# [DIRECTIONS FOR THIS TASK]
Wherever the string "screenshot" appears, copy the whole line.
start DATA SUPPLIED
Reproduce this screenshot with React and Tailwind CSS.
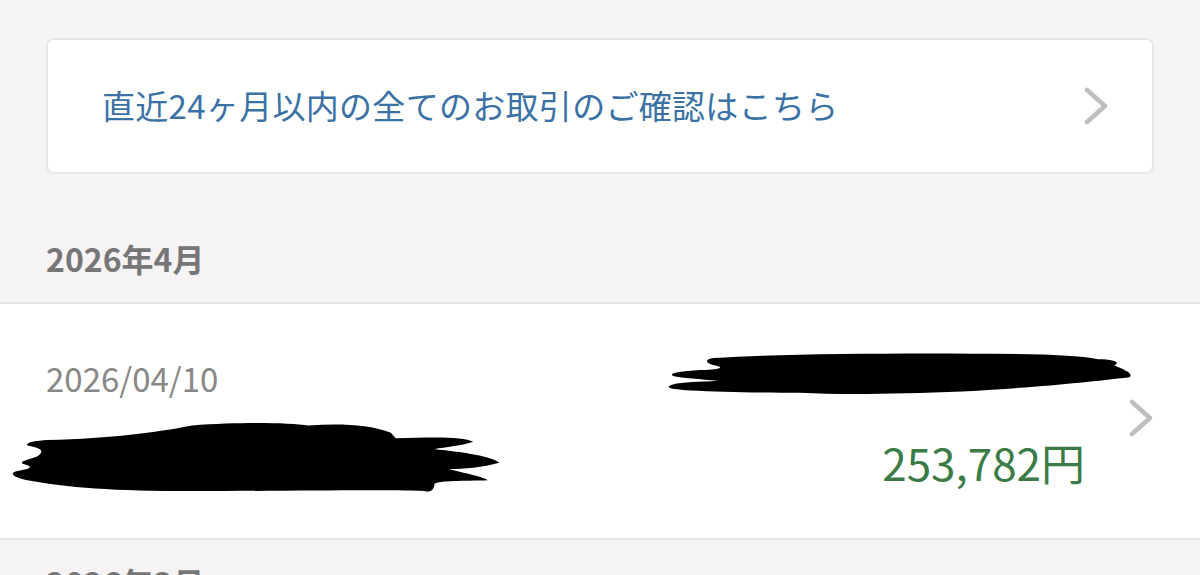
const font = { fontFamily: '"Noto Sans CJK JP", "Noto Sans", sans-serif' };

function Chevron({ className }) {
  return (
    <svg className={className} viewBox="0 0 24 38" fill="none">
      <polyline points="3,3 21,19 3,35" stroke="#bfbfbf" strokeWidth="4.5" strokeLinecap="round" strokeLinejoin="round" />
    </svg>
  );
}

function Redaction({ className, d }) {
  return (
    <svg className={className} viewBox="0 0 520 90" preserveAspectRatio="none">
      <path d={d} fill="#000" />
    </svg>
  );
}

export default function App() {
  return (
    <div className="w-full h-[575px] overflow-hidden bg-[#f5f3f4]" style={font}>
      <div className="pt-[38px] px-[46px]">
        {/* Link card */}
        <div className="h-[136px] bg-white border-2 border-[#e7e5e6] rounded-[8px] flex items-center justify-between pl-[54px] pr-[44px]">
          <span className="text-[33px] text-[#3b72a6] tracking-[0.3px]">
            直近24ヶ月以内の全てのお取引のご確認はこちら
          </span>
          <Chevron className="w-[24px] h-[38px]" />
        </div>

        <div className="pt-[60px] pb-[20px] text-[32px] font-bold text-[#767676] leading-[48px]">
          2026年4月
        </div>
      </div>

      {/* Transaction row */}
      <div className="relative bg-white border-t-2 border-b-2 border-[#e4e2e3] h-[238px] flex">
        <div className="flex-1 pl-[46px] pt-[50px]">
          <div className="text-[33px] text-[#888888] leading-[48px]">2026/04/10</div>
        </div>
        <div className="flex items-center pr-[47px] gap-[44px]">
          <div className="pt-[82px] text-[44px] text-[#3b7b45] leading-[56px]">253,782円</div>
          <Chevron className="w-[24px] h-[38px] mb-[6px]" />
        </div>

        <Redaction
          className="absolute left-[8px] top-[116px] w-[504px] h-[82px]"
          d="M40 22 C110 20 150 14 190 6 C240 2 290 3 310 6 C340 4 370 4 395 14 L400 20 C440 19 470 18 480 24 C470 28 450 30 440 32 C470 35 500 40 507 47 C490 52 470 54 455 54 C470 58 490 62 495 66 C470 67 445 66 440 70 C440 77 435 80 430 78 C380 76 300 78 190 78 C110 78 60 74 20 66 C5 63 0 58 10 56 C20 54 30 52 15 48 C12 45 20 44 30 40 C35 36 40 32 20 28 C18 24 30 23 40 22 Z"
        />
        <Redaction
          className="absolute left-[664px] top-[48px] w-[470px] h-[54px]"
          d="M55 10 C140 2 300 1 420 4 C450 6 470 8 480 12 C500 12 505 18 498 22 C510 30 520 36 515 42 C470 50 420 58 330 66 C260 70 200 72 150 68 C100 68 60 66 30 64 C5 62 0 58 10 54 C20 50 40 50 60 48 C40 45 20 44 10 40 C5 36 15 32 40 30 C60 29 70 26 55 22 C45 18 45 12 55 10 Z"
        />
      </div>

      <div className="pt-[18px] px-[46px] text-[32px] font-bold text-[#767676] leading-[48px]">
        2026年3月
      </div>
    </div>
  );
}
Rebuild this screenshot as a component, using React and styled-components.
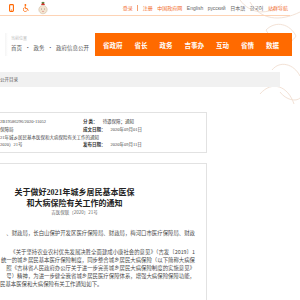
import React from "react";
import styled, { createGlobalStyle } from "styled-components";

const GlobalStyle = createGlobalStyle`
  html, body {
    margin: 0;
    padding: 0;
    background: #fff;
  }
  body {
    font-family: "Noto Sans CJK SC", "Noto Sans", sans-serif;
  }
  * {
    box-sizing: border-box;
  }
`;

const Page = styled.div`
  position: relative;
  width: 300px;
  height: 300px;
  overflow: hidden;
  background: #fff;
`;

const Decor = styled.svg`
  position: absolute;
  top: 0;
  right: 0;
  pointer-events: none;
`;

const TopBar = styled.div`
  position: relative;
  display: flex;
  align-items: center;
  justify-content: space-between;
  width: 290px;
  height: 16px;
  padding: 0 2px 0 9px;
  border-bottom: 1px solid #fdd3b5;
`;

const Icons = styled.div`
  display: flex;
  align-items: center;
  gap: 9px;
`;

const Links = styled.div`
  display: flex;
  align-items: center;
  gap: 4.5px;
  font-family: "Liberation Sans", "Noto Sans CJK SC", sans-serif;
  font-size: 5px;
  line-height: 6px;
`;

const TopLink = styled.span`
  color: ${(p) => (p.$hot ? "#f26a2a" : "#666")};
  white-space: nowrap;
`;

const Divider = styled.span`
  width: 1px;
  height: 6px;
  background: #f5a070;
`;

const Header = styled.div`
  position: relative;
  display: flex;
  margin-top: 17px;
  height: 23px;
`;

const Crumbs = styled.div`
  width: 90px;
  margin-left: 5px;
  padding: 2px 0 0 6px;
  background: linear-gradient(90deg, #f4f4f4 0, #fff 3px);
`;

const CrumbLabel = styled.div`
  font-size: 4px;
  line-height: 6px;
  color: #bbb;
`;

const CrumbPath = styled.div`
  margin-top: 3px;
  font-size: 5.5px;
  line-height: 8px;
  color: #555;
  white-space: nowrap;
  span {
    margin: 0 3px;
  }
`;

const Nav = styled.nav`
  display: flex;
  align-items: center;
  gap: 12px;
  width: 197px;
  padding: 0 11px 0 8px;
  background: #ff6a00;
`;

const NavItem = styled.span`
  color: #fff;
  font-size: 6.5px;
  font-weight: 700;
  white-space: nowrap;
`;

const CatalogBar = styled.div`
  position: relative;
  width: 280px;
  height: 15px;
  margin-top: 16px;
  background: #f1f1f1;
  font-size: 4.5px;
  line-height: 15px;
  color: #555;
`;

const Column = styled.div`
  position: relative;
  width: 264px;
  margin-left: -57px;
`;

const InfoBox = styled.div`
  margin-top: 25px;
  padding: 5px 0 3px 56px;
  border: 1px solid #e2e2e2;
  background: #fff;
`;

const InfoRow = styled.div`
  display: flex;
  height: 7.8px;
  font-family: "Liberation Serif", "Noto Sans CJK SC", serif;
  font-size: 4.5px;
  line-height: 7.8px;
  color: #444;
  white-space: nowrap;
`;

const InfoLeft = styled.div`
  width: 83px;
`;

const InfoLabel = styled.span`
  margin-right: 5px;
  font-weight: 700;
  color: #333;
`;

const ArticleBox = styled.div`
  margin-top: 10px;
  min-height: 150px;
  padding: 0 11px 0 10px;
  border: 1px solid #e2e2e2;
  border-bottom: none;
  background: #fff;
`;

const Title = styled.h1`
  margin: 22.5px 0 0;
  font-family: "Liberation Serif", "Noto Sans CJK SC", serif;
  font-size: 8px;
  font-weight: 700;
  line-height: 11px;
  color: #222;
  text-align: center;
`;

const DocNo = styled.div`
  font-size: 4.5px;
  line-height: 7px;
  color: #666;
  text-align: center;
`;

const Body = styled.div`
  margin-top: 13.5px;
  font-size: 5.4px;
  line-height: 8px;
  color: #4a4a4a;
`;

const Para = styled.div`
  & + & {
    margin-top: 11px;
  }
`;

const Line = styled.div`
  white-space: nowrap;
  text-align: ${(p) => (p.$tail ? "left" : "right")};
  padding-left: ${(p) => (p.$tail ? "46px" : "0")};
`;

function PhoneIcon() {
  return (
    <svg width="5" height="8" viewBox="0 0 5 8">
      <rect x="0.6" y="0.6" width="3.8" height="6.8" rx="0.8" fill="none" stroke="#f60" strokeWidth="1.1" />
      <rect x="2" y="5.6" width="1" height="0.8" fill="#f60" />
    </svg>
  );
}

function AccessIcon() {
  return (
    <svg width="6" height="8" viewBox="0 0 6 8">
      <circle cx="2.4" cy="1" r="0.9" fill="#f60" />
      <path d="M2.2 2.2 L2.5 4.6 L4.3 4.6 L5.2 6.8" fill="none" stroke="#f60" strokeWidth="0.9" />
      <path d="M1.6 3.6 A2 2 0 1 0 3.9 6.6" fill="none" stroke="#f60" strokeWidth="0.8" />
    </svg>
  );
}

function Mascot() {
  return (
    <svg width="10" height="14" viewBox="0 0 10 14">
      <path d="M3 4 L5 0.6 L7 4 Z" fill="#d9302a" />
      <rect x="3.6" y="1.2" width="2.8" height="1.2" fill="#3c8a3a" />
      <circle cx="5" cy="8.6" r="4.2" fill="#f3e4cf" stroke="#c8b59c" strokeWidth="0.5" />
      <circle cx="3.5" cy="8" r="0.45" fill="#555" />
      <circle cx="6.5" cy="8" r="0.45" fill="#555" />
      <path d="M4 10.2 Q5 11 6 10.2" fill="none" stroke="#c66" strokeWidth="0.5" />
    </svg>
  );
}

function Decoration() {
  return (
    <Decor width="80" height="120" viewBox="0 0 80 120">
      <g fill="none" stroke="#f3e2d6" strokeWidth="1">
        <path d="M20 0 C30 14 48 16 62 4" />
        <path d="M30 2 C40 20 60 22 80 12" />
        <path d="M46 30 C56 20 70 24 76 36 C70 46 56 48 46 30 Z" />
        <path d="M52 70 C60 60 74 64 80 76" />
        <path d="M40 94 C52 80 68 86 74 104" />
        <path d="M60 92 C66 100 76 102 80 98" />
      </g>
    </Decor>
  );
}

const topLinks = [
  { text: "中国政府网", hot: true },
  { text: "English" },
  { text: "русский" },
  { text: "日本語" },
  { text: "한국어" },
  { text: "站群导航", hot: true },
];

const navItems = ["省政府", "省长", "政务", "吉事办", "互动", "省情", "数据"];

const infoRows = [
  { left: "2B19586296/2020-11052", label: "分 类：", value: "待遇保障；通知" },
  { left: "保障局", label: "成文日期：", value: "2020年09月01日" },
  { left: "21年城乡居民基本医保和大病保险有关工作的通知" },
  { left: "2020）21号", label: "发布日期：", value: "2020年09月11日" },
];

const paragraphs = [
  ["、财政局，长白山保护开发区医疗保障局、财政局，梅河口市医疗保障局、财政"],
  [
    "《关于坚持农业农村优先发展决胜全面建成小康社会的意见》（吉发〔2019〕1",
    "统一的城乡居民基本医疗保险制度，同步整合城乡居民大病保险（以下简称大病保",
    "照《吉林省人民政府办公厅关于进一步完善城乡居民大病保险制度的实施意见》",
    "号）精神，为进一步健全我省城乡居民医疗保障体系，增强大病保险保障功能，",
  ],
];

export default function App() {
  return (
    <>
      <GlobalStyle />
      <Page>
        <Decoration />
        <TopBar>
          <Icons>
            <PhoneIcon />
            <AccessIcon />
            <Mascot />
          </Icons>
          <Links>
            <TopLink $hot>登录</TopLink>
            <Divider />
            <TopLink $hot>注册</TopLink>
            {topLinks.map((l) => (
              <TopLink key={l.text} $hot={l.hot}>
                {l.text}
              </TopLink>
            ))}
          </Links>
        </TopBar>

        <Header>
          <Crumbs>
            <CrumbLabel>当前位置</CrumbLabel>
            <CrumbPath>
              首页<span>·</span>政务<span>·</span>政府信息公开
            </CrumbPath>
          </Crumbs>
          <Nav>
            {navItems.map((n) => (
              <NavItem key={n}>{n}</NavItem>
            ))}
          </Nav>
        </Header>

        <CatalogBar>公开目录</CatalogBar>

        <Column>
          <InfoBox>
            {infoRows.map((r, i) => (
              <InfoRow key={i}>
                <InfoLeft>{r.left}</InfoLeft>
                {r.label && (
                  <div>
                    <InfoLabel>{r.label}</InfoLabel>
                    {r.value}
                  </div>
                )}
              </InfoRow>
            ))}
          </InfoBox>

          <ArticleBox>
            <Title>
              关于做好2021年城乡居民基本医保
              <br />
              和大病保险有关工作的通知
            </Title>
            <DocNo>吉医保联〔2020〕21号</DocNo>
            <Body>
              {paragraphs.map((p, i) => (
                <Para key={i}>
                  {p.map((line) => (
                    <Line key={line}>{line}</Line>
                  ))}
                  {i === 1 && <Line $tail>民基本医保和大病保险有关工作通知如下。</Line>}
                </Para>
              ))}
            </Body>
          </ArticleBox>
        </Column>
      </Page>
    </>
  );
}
end DATA SUPPLIED
# [FINAL ANSWER]
Reproduce this screenshot with React and Tailwind CSS.
Rebuild this screenshot as a component, using React and styled-components.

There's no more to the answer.